A few years ago, my wife and I attempted a moral upgrade. We bought top-tier stainless steel pans—clean, durable, virtuous. The kind of cookware that suggests you’ve finally grown up. What we actually got was a daily demonstration of failure. Meat clung to the surface like it had signed a lease. Eggs fused themselves into modern art. Dinner became a split decision: half of it made it to our plates, the other half calcified into a crust we had to chisel off like archaeologists of our own incompetence.
So we retreated to ceramic nonstick—the promise of safety without the suffering. And to be fair, it worked. Eggs slid. Meat behaved. For a few months, we lived in a frictionless utopia. Then the decline began. The surface lost its glide, the cleanup grew less effortless, and by the one-year mark, the pan looked like it had survived a minor war. We replaced it. Then replaced it again. Three pans in three years. Smooth sailing followed by predictable decay.

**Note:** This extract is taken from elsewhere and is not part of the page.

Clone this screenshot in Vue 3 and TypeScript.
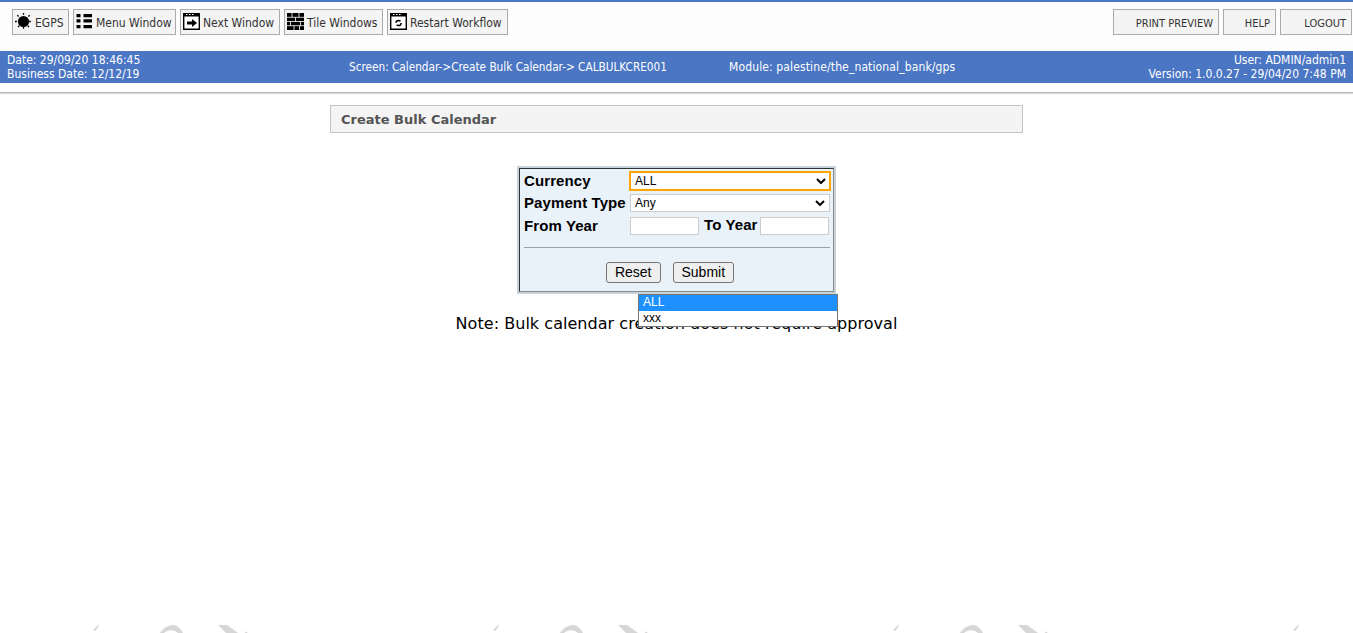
<script setup lang="ts">
const wmTiles = [0, 400, 800, 1200];
</script>

<template>
  <div class="page">
    <svg class="watermark" width="1353" height="633" viewBox="0 0 1353 633" aria-hidden="true">
      <g v-for="x in wmTiles" :key="x" :transform="`translate(${x} 0)`" fill="#d6d6d6">
        <path d="M93 630 L98 625 L99 626 L95 631 Z" />
        <path d="M160 633 C163 628 168 625 174 625 C177 625 180 628 183 633 L178 633 C173 629 168 630 164 633 Z" />
        <path d="M218 625 L227 625 L238 633 L226 633 Z" />
        <path d="M245 631 L248 633 L245 633 Z" />
      </g>
    </svg>

    <header class="top">
      <div class="toolbar">
        <div class="group">
          <button class="tool">
            <svg class="ico" viewBox="0 0 18 18"><circle cx="8.500" cy="8.500" r="5.600" fill="#000" /><g stroke="#000" stroke-width="1.300" stroke-dasharray="1.800 1.200"><path d="M8.500 0V3M8.500 14v3M0 8.500h3M14 8.500h3M2.300 2.300l2 2M12.700 12.700l2 2M14.700 2.300l-2 2M4.300 12.700l-2 2" /></g></svg>
            EGPS
          </button>
          <button class="tool">
            <svg class="ico" viewBox="0 0 18 18"><path d="M.5 1h4v3.300h-4zM7.500 1H16v3.300H7.500zM.5 6.300h4v3.300h-4zM7.500 6.300H16v3.300H7.500zM.5 12h4v3.300h-4zM7.500 12H16v3.300H7.500z" fill="#000" /></svg>
            Menu Window
          </button>
          <button class="tool">
            <svg class="ico" viewBox="0 0 18 18"><path d="M.7.700h15.600v15.600H.7z" fill="#fff" stroke="#000" stroke-width="1.400" /><path d="M1 .5h15v3H1z" fill="#000" /><path d="M3 1.500h1.500M6 1.500h1.500M9 1.500h1.500" stroke="#fff" /><path d="M4 8.500h5V6l5 4-5 4v-2.500H4z" fill="#000" /></svg>
            Next Window
          </button>
          <button class="tool">
            <svg class="ico" viewBox="0 0 18 18"><path d="M0 0h17v17H0z" fill="#000" /><path d="M0 4.300h17M0 8.500h17M0 12.700h17M5 0v4.300M12 0v4.300M8.500 4.300v4.200M3.500 8.500v4.200M13.500 8.500v4.200M7 12.700V17M12.500 12.700V17" stroke="#fff" stroke-width="0.800" /></svg>
            Tile Windows
          </button>
          <button class="tool">
            <svg class="ico" viewBox="0 0 18 18"><path d="M.7.700h15.600v15.600H.7z" fill="#fff" stroke="#000" stroke-width="1.400" /><path d="M1 .5h15v3H1z" fill="#000" /><path d="M3 1.500h1.500M6 1.500h1.500M9 1.500h1.500" stroke="#fff" /><circle cx="8.500" cy="10" r="2.600" fill="none" stroke="#000" stroke-width="1.500" stroke-dasharray="6 2.200" /></svg>
            Restart Workflow
          </button>
        </div>
        <div class="group right">
          <button class="tool plain print">PRINT PREVIEW</button>
          <button class="tool plain help">HELP</button>
          <button class="tool plain logout">LOGOUT</button>
        </div>
      </div>

      <div class="status">
        <div class="st-left">
          <div>Date: 29/09/20 18:46:45</div>
          <div>Business Date: 12/12/19</div>
        </div>
        <div class="st-screen">Screen: Calendar-&gt;Create Bulk Calendar-&gt; CALBULKCRE001</div>
        <div class="st-module">Module: palestine/the_national_bank/gps</div>
        <div class="st-right">
          <div>User: ADMIN/admin1</div>
          <div>Version: 1.0.0.27 - 29/04/20 7:48 PM</div>
        </div>
      </div>
      <div class="under"></div>
    </header>

    <main class="content">
      <h1 class="title">Create Bulk Calendar</h1>

      <div class="form-wrap">
        <form class="card" @submit.prevent>
          <div class="row">
            <span class="lbl">Currency</span>
            <div class="sel focused"><span>ALL</span><svg class="chev" viewBox="0 0 10 6"><path d="M1 1l4 4 4-4" fill="none" stroke="#000" stroke-width="2" /></svg></div>
          </div>
          <div class="row">
            <span class="lbl">Payment Type</span>
            <div class="sel"><span>Any</span><svg class="chev" viewBox="0 0 10 6"><path d="M1 1l4 4 4-4" fill="none" stroke="#000" stroke-width="2" /></svg></div>
          </div>
          <div class="row years">
            <span class="lbl">From Year</span>
            <input class="yr" type="text" />
            <span class="lbl to">To Year</span>
            <input class="yr" type="text" />
          </div>
          <hr class="rule" />
          <div class="actions">
            <button class="btn" type="button">Reset</button>
            <button class="btn" type="submit">Submit</button>
          </div>

          <ul class="dropdown">
            <li class="on">ALL</li>
            <li>xxx</li>
          </ul>
        </form>
      </div>

      <p class="note">Note: Bulk calendar creation does not require approval</p>
    </main>
  </div>
</template>

<style>
html, body { margin: 0; background: #fff; overflow: hidden; }
</style>

<style scoped>
.page {
  position: relative;
  width: 1353px;
  height: 633px;
  overflow: hidden;
  background: #fff;
  font-family: "DejaVu Sans", sans-serif;
}
.watermark { position: absolute; left: 0; top: 0; }
.top { position: relative; background: #fdfdfd; border-top: 2px solid #4a76c4; }
.toolbar {
  display: flex;
  justify-content: space-between;
  height: 49px;
  padding: 7px 1px 0 12px;
  box-sizing: border-box;
}
.group { display: flex; gap: 4px; height: 26px; }
.tool {
  display: flex;
  align-items: center;
  gap: 2px;
  box-sizing: border-box;
  height: 26px;
  padding: 2px 2px 0;
  border: 1px solid #ababab;
  background: #f4f4f4;
  color: #333;
  font: 12px "DejaVu Sans Condensed", "DejaVu Sans", sans-serif;
  font-stretch: condensed;
  white-space: nowrap;
}
.tool:nth-child(1) { width: 57px; }
.tool:nth-child(2) { width: 103px; }
.tool:nth-child(3) { width: 100px; }
.tool:nth-child(4) { width: 99px; }
.tool:nth-child(5) { width: 121px; }
.ico { width: 18px; height: 18px; flex: none; margin-top: -2px; }
.tool.plain { justify-content: flex-end; padding: 2px 5px 0 0; font-size: 11px; }
.print { width: 106px !important; }
.help { width: 53px !important; }
.logout { width: 72px !important; }
.status {
  display: grid;
  grid-template-columns: 342px 380px 1fr auto;
  align-items: center;
  height: 32px;
  padding: 0 7px;
  box-sizing: border-box;
  background: #4a76c4;
  color: #fff;
  font: 12px/14px "DejaVu Sans Condensed", "DejaVu Sans", sans-serif;
  font-stretch: condensed;
}
.st-screen { font-size: 11.700px; }
.st-module { letter-spacing: 0.130px; }
.st-right { text-align: right; }
.under { height: 9px; background: #fdfdfd; border-bottom: 1px solid #b5b5b5; box-shadow: 0 1px 1px #ddd; }
.content { position: relative; }
.title {
  box-sizing: border-box;
  width: 693px;
  height: 28px;
  margin: 12px 0 0 330px;
  padding: 0 10px;
  border: 1px solid #c4c4c4;
  background: #f4f4f4;
  color: #555;
  font: bold 13px/28px "DejaVu Sans", sans-serif;
}
.form-wrap { display: flex; justify-content: center; margin-top: 35px; }
.card {
  position: relative;
  box-sizing: border-box;
  width: 315px;
  height: 124px;
  padding: 1px 3px 0 4px;
  border: 1px solid;
  border-color: #333 #8a8a8a #8a8a8a #333;
  outline: 2px solid #c8d2dc;
  background: #e9f1f9;
  font-family: "Liberation Sans", sans-serif;
}
.row { display: flex; align-items: center; height: 22px; }
.row.years { height: 24px; }
.lbl { width: 106px; flex: none; margin-top: -2px; font-size: 15px; letter-spacing: 0.100px; font-weight: bold; color: #000; white-space: nowrap; }
.sel {
  display: flex;
  flex: none;
  align-items: center;
  justify-content: space-between;
  box-sizing: border-box;
  width: 200px;
  height: 18px;
  padding: 0 4px;
  border: 1px solid #ccc;
  background: #fff;
  font-size: 12px;
  color: #000;
}
.sel.focused { width: 202px; height: 20px; margin-left: -1px; border: 2px solid #ffa500; padding: 0 3px 0 4px; }
.chev { width: 10px; height: 6px; }
.yr { box-sizing: border-box; flex: none; width: 69px; height: 18px; padding: 0; border: 1px solid #ccc; background: #fff; }
.lbl.to { width: auto; margin: -4px 2px 0 5px; }
.rule { height: 1px; margin: 9px 0 0; border: 0; background: #a0a0a0; width: 306px; }
.actions { display: flex; justify-content: center; gap: 12px; margin-top: 14px; padding-right: 14px; }
.btn {
  box-sizing: border-box;
  height: 21px;
  padding: 0 8px 1px;
  border: 1px solid #767676;
  border-radius: 3px;
  background: #efefef;
  color: #000;
  font: 14px "Liberation Sans", sans-serif;
}
.dropdown {
  position: absolute;
  left: 118px;
  top: 125px;
  width: 200px;
  margin: 0;
  padding: 0;
  list-style: none;
  box-sizing: border-box;
  border: 1px solid #767676;
  background: #fff;
  font-size: 12px;
  color: #000;
}
.dropdown li { height: 15.500px; line-height: 15.500px; padding-left: 4px; }
.dropdown li.on { background: #1e90ff; color: #fff; }
.note {
  margin: 22px 0 0;
  text-align: center;
  font-size: 16px;
  letter-spacing: 0.040px;
  line-height: 20px;
  color: #000;
}
</style>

Now I’m floating a compromise: carbon steel for meat, ceramic reserved strictly for eggs. On paper, it’s elegant. Carbon steel rewards discipline—season it, preheat it, clean it promptly—and in return, it gives you something close to permanence. But the fine print matters. Acidic sauces erode seasoning. One careless move and the pan reverts to its old habits, clinging and punishing. You can follow the rules and still lose.
If I’m honest, I suspect this experiment will end the same way the others did: with a sigh and another $100 ceramic pan purchased in quiet resignation. I’ve started calling this cycle the Lazy Tax—not because we’re lazy in the crude sense, but because we refuse to turn dinner into a technical exercise. We don’t want to manage a pan like it’s a piece of lab equipment. And yet the alternative is paying annually for convenience that quietly expires.
That’s the real tension. If something feels like a job and only delivers a marginal improvement, you won’t sustain it. You default to ease. But ease has a cost. It trims your skill set, narrows your tolerance for friction, and charges your credit card for the privilege. In the end, you’re not just buying pans—you’re renting competence.